→ **Problem details**
Reply with one number: the count of lines in the records below that hold "component".

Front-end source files

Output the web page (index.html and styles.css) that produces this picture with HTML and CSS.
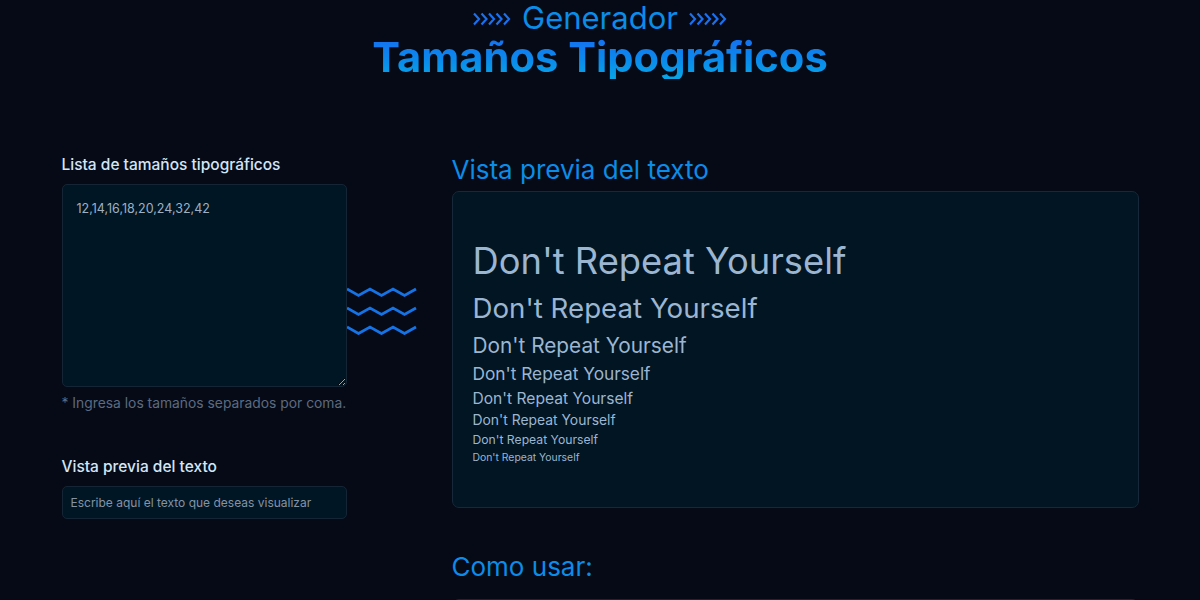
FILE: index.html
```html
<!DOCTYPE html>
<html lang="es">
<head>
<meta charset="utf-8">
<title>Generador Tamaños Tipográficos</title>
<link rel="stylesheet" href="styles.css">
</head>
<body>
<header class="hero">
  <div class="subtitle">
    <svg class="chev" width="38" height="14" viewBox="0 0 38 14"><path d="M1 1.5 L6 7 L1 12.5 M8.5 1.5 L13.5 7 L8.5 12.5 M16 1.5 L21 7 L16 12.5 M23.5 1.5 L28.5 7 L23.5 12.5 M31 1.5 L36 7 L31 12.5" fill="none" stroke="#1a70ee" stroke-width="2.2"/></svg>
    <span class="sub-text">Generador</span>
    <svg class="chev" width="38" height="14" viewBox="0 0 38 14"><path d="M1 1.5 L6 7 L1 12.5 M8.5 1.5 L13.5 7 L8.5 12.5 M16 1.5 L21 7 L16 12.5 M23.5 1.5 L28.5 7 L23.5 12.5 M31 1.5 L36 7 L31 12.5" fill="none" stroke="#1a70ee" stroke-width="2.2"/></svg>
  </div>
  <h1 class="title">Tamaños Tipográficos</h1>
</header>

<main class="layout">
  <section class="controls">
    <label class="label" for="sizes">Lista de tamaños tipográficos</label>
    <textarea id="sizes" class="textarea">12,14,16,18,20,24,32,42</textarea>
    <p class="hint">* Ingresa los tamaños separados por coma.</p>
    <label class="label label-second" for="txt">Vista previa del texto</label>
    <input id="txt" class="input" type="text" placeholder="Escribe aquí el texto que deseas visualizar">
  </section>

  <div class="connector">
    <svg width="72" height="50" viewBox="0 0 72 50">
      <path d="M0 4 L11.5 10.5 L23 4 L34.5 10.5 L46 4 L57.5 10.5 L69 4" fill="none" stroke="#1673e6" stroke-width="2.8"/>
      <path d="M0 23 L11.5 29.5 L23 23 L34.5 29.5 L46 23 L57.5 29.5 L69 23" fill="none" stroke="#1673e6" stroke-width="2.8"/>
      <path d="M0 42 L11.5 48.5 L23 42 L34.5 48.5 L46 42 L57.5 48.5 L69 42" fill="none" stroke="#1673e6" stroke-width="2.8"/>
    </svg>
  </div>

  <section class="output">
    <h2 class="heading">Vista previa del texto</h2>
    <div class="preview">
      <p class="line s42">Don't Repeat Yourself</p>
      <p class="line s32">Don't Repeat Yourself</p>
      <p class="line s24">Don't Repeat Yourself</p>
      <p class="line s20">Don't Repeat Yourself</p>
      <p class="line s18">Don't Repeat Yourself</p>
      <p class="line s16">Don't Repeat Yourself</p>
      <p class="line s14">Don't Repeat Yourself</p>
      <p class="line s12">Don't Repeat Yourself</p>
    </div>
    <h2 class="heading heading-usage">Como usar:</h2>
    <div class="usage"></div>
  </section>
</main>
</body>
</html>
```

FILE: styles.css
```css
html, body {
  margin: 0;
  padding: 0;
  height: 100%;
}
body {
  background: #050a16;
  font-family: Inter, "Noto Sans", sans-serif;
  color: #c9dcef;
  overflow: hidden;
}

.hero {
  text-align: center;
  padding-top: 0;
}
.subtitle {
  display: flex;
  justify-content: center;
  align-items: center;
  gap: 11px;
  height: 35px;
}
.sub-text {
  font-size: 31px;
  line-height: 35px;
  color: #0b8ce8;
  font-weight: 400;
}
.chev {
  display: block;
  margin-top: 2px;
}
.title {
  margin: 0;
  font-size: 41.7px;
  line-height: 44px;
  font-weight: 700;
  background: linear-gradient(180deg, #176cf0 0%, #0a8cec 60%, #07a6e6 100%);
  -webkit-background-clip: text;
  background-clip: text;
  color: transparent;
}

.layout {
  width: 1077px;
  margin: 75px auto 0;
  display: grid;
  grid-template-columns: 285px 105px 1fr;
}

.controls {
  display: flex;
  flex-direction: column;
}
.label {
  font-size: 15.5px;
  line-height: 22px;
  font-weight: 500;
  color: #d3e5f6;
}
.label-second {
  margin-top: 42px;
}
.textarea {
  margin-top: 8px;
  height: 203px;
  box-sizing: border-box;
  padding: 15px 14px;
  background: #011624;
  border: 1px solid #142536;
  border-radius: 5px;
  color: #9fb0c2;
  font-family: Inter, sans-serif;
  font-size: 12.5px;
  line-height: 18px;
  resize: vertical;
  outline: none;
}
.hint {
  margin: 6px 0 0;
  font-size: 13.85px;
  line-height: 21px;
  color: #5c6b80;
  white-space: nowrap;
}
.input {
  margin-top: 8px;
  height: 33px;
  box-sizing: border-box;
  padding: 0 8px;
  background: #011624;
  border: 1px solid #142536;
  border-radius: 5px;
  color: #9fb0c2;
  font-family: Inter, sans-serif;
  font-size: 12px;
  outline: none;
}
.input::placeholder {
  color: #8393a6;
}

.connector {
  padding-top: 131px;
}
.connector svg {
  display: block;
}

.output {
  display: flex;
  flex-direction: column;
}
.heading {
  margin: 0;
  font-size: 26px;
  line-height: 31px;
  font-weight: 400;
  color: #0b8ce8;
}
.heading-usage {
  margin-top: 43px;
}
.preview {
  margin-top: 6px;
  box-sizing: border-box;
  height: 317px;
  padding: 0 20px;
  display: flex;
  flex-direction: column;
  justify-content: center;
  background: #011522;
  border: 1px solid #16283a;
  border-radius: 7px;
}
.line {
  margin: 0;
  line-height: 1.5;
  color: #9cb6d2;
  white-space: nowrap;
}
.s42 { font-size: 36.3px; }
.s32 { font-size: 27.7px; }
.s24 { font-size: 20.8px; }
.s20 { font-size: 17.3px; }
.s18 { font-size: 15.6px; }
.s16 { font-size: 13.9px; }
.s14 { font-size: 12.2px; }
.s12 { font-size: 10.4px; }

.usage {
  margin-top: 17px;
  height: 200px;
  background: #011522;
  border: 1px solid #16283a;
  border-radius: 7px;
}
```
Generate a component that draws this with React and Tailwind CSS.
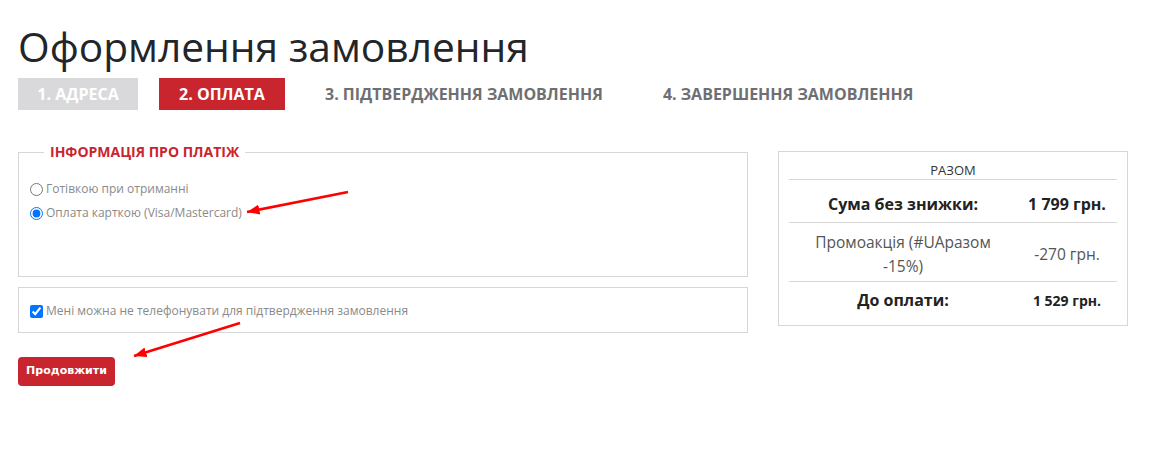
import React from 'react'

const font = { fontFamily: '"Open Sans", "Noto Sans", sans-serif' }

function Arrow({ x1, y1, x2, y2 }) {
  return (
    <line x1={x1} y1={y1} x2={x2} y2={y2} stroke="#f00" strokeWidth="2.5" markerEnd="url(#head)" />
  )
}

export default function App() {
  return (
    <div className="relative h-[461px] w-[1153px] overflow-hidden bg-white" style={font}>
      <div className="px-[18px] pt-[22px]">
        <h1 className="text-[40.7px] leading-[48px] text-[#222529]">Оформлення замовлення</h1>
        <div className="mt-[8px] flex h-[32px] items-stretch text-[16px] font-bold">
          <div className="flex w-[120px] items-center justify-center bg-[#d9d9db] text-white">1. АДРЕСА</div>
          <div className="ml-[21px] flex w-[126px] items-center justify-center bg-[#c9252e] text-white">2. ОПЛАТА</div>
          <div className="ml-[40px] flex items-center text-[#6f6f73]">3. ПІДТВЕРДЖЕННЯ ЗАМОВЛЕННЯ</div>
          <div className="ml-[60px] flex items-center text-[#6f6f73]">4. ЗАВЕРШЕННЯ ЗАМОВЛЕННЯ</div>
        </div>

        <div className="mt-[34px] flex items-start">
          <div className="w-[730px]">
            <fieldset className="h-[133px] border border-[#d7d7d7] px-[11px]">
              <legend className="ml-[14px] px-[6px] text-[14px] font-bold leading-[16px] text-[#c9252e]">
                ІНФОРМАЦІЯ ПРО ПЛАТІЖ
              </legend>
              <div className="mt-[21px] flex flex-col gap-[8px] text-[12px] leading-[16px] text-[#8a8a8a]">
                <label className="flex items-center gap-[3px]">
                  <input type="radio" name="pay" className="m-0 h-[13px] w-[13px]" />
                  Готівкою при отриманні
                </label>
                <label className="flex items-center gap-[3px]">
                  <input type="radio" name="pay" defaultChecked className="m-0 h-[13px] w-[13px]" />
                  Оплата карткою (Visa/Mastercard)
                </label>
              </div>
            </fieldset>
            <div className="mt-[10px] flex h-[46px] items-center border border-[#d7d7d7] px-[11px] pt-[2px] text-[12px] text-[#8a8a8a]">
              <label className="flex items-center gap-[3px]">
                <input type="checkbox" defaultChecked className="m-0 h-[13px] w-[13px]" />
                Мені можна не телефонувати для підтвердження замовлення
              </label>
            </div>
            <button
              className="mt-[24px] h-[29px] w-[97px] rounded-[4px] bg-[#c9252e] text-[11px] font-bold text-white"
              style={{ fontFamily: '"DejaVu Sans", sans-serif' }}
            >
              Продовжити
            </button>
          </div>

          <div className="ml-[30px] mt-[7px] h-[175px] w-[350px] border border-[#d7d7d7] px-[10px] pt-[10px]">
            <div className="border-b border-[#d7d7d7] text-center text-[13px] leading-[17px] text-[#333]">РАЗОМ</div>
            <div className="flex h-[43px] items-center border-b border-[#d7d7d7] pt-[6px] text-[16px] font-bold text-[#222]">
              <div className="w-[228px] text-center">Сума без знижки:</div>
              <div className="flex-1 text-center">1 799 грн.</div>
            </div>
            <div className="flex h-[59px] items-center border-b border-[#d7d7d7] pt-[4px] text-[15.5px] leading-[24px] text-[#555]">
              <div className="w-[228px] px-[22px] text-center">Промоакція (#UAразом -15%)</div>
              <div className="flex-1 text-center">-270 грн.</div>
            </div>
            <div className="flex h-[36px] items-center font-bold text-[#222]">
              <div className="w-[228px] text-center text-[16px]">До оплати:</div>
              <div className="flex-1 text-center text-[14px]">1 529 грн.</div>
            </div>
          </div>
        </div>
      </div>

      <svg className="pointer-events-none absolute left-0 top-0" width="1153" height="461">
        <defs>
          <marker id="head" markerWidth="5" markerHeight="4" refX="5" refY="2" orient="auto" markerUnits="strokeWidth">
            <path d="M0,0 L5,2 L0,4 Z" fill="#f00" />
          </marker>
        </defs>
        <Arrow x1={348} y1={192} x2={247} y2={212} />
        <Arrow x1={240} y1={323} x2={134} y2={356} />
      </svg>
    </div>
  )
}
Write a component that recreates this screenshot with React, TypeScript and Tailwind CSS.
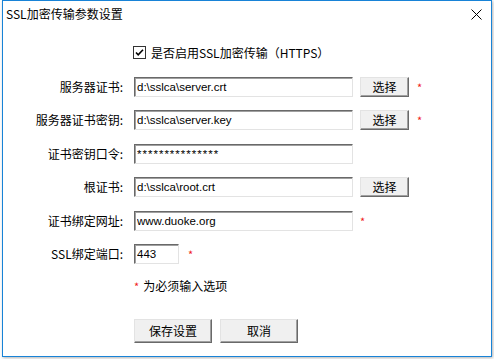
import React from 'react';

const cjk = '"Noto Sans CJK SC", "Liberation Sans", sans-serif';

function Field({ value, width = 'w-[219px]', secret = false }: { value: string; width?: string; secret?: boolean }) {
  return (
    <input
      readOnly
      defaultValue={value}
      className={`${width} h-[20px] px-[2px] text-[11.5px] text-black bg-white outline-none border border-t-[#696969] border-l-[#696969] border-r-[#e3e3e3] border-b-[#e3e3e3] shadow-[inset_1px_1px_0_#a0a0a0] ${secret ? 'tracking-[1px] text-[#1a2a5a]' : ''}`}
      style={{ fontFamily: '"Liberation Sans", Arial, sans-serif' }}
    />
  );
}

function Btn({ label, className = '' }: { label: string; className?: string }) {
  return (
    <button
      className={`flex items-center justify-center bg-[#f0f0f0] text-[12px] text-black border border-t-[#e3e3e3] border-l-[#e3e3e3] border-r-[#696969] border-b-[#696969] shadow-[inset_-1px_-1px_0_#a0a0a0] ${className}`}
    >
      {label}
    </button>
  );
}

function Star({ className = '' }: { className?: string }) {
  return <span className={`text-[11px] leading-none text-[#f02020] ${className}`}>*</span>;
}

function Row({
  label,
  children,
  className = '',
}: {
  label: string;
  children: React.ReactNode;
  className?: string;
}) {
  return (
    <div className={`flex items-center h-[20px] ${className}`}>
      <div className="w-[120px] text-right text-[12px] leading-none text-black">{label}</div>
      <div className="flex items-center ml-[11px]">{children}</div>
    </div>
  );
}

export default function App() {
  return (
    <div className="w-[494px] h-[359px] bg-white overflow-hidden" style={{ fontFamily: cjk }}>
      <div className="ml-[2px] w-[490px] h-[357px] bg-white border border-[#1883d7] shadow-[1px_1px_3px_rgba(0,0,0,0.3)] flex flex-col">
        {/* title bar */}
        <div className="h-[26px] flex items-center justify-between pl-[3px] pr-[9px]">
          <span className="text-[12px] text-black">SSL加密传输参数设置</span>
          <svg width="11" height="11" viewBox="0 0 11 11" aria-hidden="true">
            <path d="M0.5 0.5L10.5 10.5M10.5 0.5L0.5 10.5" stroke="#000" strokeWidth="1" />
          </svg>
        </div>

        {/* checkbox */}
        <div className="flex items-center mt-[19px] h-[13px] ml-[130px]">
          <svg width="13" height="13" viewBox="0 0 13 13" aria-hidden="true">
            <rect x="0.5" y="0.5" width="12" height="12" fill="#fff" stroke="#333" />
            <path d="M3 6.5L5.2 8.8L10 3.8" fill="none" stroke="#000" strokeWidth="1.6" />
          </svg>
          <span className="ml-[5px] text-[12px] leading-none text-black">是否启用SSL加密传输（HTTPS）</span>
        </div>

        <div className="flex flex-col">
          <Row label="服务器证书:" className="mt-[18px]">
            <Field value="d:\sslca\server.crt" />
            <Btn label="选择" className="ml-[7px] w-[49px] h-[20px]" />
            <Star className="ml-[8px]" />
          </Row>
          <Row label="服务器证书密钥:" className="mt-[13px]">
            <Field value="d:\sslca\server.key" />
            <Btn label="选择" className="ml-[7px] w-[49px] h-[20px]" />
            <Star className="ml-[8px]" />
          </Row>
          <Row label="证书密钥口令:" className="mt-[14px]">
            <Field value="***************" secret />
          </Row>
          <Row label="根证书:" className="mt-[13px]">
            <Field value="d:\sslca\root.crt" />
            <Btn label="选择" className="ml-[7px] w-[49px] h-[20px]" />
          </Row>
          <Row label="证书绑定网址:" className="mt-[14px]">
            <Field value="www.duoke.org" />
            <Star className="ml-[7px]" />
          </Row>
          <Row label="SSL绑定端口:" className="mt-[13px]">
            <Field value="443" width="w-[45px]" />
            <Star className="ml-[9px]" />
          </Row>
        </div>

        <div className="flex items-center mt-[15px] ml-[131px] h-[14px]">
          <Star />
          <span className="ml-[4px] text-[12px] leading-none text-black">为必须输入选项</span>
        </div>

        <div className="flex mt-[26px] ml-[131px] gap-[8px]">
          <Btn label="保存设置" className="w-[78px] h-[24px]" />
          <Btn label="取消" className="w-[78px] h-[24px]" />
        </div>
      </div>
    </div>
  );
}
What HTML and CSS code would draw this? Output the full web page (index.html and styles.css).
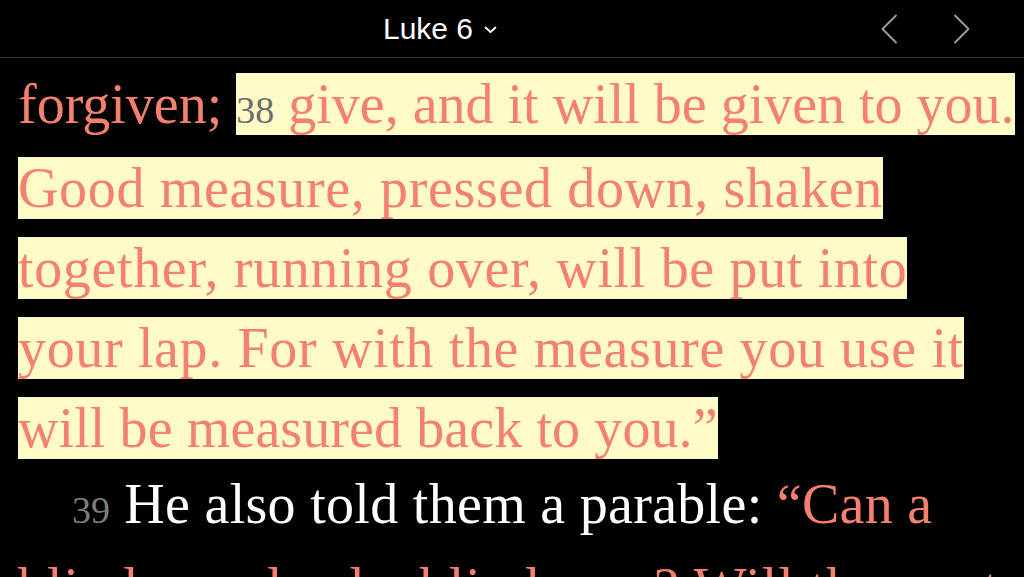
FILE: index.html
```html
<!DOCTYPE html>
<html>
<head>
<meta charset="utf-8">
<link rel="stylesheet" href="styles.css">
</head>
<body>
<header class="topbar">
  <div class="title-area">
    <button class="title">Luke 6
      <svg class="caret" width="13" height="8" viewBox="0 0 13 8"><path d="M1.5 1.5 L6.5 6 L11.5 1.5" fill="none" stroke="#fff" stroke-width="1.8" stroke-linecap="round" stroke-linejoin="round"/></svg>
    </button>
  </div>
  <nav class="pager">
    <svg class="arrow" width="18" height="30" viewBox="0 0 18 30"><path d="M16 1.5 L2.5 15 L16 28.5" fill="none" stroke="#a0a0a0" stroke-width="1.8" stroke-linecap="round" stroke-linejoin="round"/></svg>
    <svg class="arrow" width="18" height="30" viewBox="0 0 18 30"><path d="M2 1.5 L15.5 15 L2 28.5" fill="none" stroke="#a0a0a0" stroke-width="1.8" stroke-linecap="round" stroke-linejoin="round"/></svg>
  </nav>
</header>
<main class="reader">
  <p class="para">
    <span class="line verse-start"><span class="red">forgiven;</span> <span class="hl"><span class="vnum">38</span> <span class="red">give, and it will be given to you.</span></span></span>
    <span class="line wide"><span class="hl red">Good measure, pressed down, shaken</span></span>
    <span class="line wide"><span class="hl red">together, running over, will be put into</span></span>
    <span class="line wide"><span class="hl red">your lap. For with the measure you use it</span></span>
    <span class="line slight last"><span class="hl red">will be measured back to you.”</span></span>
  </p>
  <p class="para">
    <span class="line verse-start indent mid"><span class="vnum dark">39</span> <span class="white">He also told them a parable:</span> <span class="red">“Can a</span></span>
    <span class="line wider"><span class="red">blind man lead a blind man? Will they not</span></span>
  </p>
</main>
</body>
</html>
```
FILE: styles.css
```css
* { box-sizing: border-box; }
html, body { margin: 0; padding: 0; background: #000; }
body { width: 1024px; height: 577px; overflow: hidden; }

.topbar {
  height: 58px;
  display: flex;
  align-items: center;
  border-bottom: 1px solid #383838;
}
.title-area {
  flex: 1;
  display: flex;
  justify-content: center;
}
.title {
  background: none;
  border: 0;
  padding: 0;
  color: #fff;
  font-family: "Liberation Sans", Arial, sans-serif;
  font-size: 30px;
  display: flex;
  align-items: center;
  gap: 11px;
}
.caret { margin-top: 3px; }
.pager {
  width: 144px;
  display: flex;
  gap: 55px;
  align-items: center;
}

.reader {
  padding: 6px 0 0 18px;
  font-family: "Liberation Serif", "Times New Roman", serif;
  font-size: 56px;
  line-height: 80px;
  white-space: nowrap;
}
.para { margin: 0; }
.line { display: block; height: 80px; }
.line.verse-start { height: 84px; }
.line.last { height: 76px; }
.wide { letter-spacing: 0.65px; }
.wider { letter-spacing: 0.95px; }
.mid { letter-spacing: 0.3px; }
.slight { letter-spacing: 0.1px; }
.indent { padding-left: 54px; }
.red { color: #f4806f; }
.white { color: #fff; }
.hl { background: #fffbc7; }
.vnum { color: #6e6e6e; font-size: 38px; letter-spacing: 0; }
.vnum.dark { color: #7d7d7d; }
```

→ **Task result**
2